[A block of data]
==========
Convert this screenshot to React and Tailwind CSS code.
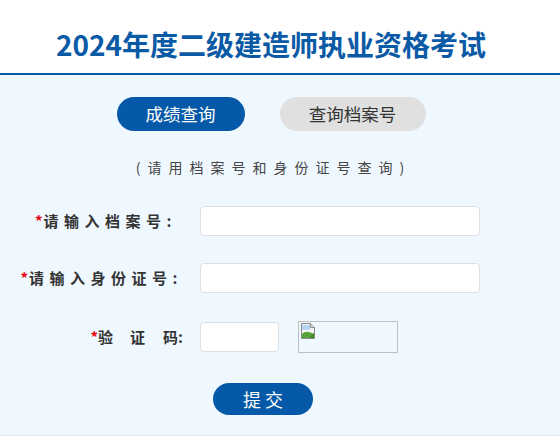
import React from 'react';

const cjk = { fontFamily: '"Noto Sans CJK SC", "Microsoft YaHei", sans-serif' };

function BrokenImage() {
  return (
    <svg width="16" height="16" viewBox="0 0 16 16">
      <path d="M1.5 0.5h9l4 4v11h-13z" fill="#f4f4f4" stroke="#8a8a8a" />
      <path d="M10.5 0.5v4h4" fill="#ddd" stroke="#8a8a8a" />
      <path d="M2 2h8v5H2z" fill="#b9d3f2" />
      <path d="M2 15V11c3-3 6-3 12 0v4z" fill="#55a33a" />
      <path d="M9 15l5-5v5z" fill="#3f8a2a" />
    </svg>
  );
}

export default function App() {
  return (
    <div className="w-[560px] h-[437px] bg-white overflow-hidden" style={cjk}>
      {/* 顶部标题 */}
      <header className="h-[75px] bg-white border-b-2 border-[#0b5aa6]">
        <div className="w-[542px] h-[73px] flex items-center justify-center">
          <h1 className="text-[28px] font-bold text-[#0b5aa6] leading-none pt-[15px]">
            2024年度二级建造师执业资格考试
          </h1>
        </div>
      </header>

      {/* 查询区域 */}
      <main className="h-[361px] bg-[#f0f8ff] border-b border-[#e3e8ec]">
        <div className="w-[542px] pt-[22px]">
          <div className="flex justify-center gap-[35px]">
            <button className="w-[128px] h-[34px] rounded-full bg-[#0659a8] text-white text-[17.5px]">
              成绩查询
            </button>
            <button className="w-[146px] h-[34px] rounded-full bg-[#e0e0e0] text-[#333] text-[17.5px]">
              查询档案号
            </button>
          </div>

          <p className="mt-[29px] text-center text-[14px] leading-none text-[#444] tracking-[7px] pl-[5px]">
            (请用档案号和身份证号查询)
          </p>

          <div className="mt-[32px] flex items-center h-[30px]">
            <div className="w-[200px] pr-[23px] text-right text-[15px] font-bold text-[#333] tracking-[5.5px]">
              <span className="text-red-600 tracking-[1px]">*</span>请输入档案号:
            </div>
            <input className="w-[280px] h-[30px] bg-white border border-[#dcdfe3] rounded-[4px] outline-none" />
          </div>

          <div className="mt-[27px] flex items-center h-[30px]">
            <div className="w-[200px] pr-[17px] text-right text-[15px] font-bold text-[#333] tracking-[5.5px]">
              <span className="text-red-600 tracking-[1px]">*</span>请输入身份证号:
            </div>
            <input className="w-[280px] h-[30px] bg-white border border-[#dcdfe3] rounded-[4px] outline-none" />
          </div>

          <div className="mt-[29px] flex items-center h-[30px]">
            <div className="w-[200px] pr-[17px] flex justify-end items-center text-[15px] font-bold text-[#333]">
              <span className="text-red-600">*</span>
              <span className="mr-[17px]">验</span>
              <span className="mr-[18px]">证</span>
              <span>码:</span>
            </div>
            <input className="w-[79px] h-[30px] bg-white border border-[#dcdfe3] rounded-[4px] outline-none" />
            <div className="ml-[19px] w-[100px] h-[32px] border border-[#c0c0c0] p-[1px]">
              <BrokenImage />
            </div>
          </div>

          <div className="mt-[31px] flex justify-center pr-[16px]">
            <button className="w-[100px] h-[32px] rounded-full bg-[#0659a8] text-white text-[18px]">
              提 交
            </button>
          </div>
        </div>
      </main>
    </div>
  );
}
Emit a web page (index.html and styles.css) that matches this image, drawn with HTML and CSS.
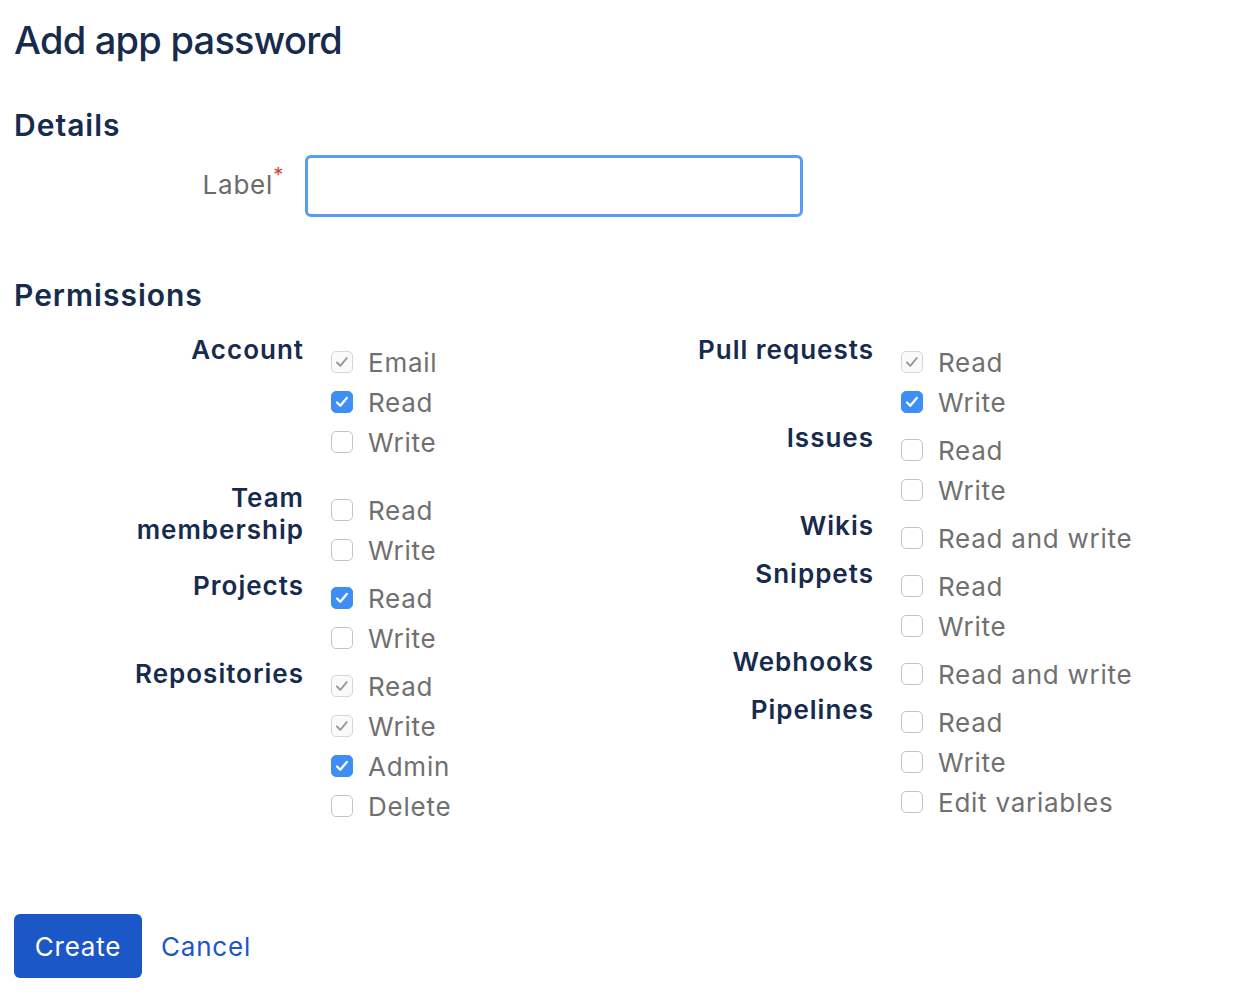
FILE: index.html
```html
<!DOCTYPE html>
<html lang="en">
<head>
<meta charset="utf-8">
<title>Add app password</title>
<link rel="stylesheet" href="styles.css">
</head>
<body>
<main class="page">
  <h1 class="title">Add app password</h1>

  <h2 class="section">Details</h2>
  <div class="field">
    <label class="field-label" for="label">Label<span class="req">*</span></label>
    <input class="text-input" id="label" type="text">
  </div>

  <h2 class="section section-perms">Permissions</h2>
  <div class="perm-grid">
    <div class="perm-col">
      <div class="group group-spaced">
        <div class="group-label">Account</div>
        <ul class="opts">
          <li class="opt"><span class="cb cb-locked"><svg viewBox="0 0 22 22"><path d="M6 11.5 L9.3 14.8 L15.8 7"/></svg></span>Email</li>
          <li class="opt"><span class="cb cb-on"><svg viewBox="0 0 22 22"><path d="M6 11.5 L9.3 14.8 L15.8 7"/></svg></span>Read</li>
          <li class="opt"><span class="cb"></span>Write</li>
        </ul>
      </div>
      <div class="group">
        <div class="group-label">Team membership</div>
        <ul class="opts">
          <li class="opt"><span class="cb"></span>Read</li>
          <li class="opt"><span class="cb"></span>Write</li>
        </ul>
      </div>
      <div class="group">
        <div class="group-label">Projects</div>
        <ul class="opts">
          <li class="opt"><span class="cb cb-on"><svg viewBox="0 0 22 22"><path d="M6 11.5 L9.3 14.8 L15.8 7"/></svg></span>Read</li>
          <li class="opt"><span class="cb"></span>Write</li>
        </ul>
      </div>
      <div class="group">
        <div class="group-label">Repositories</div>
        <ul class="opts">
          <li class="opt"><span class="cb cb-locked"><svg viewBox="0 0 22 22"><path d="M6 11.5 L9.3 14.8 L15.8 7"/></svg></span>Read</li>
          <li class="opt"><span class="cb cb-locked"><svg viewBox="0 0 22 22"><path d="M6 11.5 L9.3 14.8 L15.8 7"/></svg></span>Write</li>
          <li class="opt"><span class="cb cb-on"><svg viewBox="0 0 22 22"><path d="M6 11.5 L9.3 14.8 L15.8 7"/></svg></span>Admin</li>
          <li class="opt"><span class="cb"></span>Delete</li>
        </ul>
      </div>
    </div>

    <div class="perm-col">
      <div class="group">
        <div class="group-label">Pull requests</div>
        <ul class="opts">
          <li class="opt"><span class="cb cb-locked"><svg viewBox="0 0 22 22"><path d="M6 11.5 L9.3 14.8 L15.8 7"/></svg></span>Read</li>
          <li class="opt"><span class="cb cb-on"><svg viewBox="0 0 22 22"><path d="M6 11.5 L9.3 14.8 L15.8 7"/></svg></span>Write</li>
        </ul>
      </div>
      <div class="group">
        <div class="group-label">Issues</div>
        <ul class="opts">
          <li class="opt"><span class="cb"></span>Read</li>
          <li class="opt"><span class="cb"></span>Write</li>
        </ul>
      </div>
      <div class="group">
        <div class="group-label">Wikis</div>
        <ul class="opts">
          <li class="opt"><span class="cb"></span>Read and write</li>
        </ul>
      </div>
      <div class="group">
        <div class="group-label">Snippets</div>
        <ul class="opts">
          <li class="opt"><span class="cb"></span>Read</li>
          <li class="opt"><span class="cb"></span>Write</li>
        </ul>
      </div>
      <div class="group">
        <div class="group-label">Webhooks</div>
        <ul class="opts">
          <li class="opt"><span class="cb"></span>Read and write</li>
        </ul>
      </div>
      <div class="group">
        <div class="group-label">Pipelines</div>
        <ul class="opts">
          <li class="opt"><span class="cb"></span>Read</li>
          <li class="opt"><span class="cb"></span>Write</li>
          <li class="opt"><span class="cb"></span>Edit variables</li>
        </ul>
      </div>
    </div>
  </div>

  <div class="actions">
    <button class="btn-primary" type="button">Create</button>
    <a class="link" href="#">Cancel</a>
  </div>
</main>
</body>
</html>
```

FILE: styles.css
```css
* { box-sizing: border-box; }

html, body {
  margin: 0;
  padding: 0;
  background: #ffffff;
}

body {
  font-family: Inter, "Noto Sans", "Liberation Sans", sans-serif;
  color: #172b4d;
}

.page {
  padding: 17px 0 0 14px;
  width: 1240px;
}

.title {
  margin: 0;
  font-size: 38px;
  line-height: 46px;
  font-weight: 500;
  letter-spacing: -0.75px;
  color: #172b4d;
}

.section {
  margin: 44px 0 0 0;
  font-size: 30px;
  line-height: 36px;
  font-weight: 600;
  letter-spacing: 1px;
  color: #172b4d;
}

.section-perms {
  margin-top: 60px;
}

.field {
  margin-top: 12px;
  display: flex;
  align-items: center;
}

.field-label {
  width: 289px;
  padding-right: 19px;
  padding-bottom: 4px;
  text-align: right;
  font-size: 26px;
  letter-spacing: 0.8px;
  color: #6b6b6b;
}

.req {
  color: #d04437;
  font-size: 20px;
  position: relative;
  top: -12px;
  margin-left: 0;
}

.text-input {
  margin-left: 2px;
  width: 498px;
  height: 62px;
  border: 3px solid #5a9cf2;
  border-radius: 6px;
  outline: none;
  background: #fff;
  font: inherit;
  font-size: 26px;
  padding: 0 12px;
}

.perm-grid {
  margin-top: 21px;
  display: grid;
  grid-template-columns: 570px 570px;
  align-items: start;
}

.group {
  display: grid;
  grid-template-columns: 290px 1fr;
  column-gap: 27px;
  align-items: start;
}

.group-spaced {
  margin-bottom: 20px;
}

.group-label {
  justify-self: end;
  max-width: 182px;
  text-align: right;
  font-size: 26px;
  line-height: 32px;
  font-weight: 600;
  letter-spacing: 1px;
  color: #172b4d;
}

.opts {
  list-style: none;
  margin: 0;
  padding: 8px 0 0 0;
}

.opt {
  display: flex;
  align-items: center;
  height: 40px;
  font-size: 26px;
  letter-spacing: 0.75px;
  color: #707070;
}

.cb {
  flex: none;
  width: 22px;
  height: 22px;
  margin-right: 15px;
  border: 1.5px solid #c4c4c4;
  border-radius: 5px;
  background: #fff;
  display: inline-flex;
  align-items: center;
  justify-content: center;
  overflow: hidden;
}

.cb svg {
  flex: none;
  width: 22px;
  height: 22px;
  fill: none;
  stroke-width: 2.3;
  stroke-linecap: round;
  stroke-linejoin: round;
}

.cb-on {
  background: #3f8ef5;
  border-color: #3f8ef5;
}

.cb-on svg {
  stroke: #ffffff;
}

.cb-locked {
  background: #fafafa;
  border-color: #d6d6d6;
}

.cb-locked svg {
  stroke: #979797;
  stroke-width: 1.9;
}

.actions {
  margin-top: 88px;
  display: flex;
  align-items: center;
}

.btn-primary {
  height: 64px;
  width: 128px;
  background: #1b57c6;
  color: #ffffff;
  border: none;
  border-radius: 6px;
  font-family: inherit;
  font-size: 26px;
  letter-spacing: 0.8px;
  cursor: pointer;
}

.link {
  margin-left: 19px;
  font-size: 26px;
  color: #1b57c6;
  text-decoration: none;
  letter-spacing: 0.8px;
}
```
==========
**JOB:** Calculate how many lines of the material include the string "page", and state that number by itself.

**RESPONSE TO THE EXERCISE:** 3